We can rest assured that God loves us. Trusting Him does not require our knowing every step in advance, but to simply trust Him. God is a rewarder to those who put their trust in Him, and we can believe His promises:

  • But seek ye first the kingdom of God, and his righteousness; and all these things shall be added unto you.—Matthew 6:33
  • I have been young, and now am old; yet have I not seen the righteous forsaken, nor his seed begging bread.—Psalm 37:25
  • But my God shall supply all your need according to his riches in glory by Christ Jesus.—Philippians 4:19

Sometimes we make financial decisions that we eventually regret. (Sometimes these decisions help to bring on a financial struggle, and sometimes we make these poor decisions in the midst of a financial struggle, thereby exasperating it). There are times when illness or other trials can make financial struggles unavoidable, but we will focus on financial struggles that were born of bad decisions. When we find that we have made unwise decisions, we must be willing to realign our financial beliefs with God’s Word and accept the extra work and adjustments needed to work out the situation.
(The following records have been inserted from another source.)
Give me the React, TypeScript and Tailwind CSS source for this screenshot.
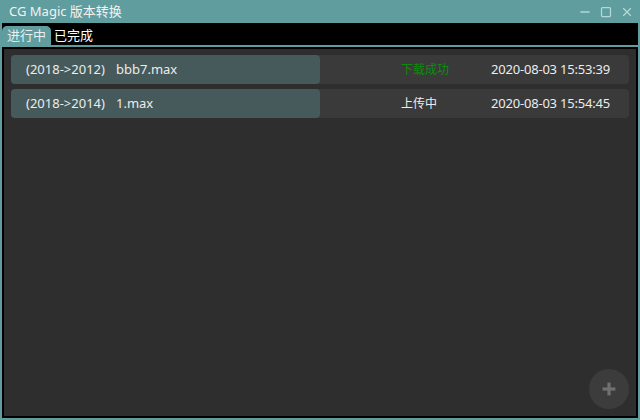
import { Minus, Square, X, Plus } from 'lucide-react';

type Task = {
  convert: string;
  file: string;
  status: string;
  done: boolean;
  time: string;
};

const TASKS: Task[] = [
  { convert: '(2018->2012)', file: 'bbb7.max', status: '下载成功', done: true, time: '2020-08-03 15:53:39' },
  { convert: '(2018->2014)', file: '1.max', status: '上传中', done: false, time: '2020-08-03 15:54:45' },
];

const font = { fontFamily: '"Noto Sans", "Noto Sans CJK SC", sans-serif' };

export default function App() {
  return (
    <div
      className="w-[640px] h-[420px] bg-[#5f9d9f] flex flex-col px-[2px] pb-[2px] text-[#ececec]"
      style={font}
    >
      {/* title bar */}
      <div className="h-[23px] flex items-center justify-between pl-[7px] pr-[4px]">
        <span className="text-[13px] leading-none text-[#f2f2f2]">CG Magic 版本转换</span>
        <div className="flex items-center gap-[8px] text-[#b5d8d8]">
          <Minus className="w-[14px] h-[14px]" strokeWidth={2.5} />
          <Square className="w-[12px] h-[12px]" strokeWidth={2.5} />
          <X className="w-[14px] h-[14px]" strokeWidth={2} />
        </div>
      </div>

      {/* tabs */}
      <div className="h-[22px] bg-black flex items-end">
        <div className="h-[19px] px-[5px] rounded-t-[5px] bg-[#5f9d9f] text-[13px] leading-[19px] text-[#e6f0f0]">
          进行中
        </div>
        <div className="h-[19px] px-[3px] text-[13px] leading-[19px] text-white">已完成</div>
      </div>
      <div className="h-[2px]" />

      {/* content */}
      <div className="flex-1 border-2 border-black bg-[#2e2e2e] relative">
        <div className="flex flex-col gap-[5px] pt-[6px] px-[7px]">
          {TASKS.map((t) => (
            <div key={t.time} className="h-[29px] flex rounded-[4px] bg-[#3a3a3a] text-[13px]">
              <div className="w-[309px] rounded-[4px] bg-[#465a5b] flex items-center pl-[15px]">
                <span className="w-[90px]">{t.convert}</span>
                <span>{t.file}</span>
              </div>
              <div className="flex items-center">
                <span className={`ml-[81px] w-[90px] text-[12px] ${t.done ? 'text-[#0e8a0e]' : 'text-[#ececec]'}`}>
                  {t.status}
                </span>
                <span className="tracking-[-0.2px]">{t.time}</span>
              </div>
            </div>
          ))}
        </div>
        <div className="absolute right-[7px] bottom-[7px] w-[40px] h-[40px] rounded-full bg-[#3c3c3c] flex items-center justify-center">
          <Plus className="w-[22px] h-[22px] text-[#707070]" strokeWidth={3.5} strokeLinecap="butt" />
        </div>
      </div>
    </div>
  );
}
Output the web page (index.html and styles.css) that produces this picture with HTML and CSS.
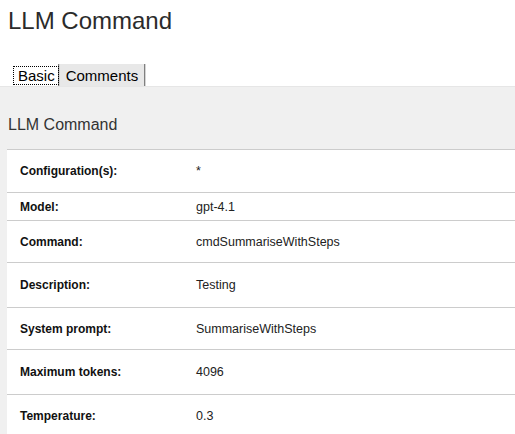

Realize there is no easy way out. Running to a quick fix will usually make the problem even worse. Asking for loans from family and friends, refinancing a home, getting credit extensions, etc. will do nothing to solve the problem if you spent money on something you couldn’t afford. My dad used to say, “If it is worth having, it is worth saving for” and, “The easy way out is rarely the best way out.”

Know God has a plan in the midst of your trial. We should learn from the experience, pain, and discomfort of going through financial struggle and be encouraged to know that we can improve our perception of money so that we do not repeat the same mistake or action that brought on the financial struggle in the first place. One benefit of these trials is that we would learn to seek the Lord for counsel in future financial activity versus following our heart or old, long-held, unhealthy financial habits.

Understand God’s promises. The last thing we want to do is compound a mistake by making more mistakes. It is easy to think, “Maybe if I give less to the Lord, or stop giving for a while, I can get out of this mess.” That is man’s attempt to correct an error or an unhealthy financial predicament, not God’s. At the heart of the matter is the heart towards money. In a glaring contrast to man’s view of handling money, Deuteronomy 14:23 reveals God’s purpose for the tithe. It is God’s will that we always put Him first, even when we mess up, or it seems difficult, “That thou mayest learn to fear the Lord thy God always.” God’s promises require trust and action. So that He, not we, can receive the glory.

When things seem impossible to us, we ought to yield our ways to God’s ways, humble ourselves, be willing to be changed, change our outlook, see things through the lens of Scripture, and trust God.